-- START --

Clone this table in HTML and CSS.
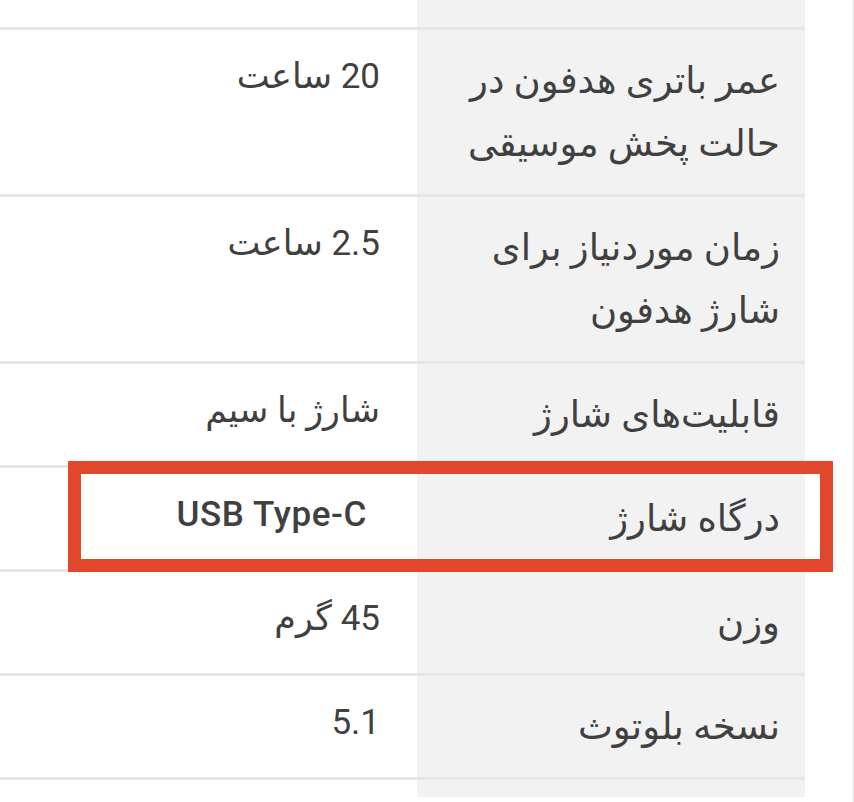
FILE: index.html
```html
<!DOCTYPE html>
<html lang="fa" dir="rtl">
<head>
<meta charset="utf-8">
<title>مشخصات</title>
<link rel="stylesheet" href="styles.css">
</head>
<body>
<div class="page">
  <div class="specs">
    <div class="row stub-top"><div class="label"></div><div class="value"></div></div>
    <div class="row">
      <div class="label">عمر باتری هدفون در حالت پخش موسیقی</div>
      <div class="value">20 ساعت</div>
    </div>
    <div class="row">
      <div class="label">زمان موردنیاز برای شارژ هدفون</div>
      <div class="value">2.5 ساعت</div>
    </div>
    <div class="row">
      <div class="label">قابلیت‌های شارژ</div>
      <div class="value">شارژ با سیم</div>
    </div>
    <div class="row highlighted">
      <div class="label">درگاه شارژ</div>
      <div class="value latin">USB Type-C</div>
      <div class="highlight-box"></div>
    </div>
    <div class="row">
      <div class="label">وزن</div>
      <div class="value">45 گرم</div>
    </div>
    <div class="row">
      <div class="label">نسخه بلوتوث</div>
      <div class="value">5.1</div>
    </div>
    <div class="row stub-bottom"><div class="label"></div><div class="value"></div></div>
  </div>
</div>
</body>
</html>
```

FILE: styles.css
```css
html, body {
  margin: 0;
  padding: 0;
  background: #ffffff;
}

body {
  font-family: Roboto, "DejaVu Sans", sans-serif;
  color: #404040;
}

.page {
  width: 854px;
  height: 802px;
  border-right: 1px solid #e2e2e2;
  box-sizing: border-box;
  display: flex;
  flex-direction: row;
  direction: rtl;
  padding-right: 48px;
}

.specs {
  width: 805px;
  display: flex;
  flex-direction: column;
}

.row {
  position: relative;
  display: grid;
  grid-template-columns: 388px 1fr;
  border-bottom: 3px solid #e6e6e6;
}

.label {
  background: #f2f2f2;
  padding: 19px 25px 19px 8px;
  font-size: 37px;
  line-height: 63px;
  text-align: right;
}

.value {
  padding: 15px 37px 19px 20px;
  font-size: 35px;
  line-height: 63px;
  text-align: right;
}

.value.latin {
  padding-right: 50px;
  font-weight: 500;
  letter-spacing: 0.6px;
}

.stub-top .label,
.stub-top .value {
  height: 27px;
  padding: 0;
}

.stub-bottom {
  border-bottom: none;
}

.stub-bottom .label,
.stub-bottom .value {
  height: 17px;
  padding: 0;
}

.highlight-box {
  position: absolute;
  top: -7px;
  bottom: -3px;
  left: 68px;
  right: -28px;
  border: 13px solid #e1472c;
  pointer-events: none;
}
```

-- END --

- **Task directions**:
Using the material above, return every line exactly as it appears, minus the pictures.

- **Task response**:
Clone this table in HTML and CSS.
FILE: index.html
```html
<!DOCTYPE html>
<html lang="fa" dir="rtl">
<head>
<meta charset="utf-8">
<title>مشخصات</title>
<link rel="stylesheet" href="styles.css">
</head>
<body>
<div class="page">
  <div class="specs">
    <div class="row stub-top"><div class="label"></div><div class="value"></div></div>
    <div class="row">
      <div class="label">عمر باتری هدفون در حالت پخش موسیقی</div>
      <div class="value">20 ساعت</div>
    </div>
    <div class="row">
      <div class="label">زمان موردنیاز برای شارژ هدفون</div>
      <div class="value">2.5 ساعت</div>
    </div>
    <div class="row">
      <div class="label">قابلیت‌های شارژ</div>
      <div class="value">شارژ با سیم</div>
    </div>
    <div class="row highlighted">
      <div class="label">درگاه شارژ</div>
      <div class="value latin">USB Type-C</div>
      <div class="highlight-box"></div>
    </div>
    <div class="row">
      <div class="label">وزن</div>
      <div class="value">45 گرم</div>
    </div>
    <div class="row">
      <div class="label">نسخه بلوتوث</div>
      <div class="value">5.1</div>
    </div>
    <div class="row stub-bottom"><div class="label"></div><div class="value"></div></div>
  </div>
</div>
</body>
</html>
```

FILE: styles.css
```css
html, body {
  margin: 0;
  padding: 0;
  background: #ffffff;
}

body {
  font-family: Roboto, "DejaVu Sans", sans-serif;
  color: #404040;
}

.page {
  width: 854px;
  height: 802px;
  border-right: 1px solid #e2e2e2;
  box-sizing: border-box;
  display: flex;
  flex-direction: row;
  direction: rtl;
  padding-right: 48px;
}

.specs {
  width: 805px;
  display: flex;
  flex-direction: column;
}

.row {
  position: relative;
  display: grid;
  grid-template-columns: 388px 1fr;
  border-bottom: 3px solid #e6e6e6;
}

.label {
  background: #f2f2f2;
  padding: 19px 25px 19px 8px;
  font-size: 37px;
  line-height: 63px;
  text-align: right;
}

.value {
  padding: 15px 37px 19px 20px;
  font-size: 35px;
  line-height: 63px;
  text-align: right;
}

.value.latin {
  padding-right: 50px;
  font-weight: 500;
  letter-spacing: 0.6px;
}

.stub-top .label,
.stub-top .value {
  height: 27px;
  padding: 0;
}

.stub-bottom {
  border-bottom: none;
}

.stub-bottom .label,
.stub-bottom .value {
  height: 17px;
  padding: 0;
}

.highlight-box {
  position: absolute;
  top: -7px;
  bottom: -3px;
  left: 68px;
  right: -28px;
  border: 13px solid #e1472c;
  pointer-events: none;
}
```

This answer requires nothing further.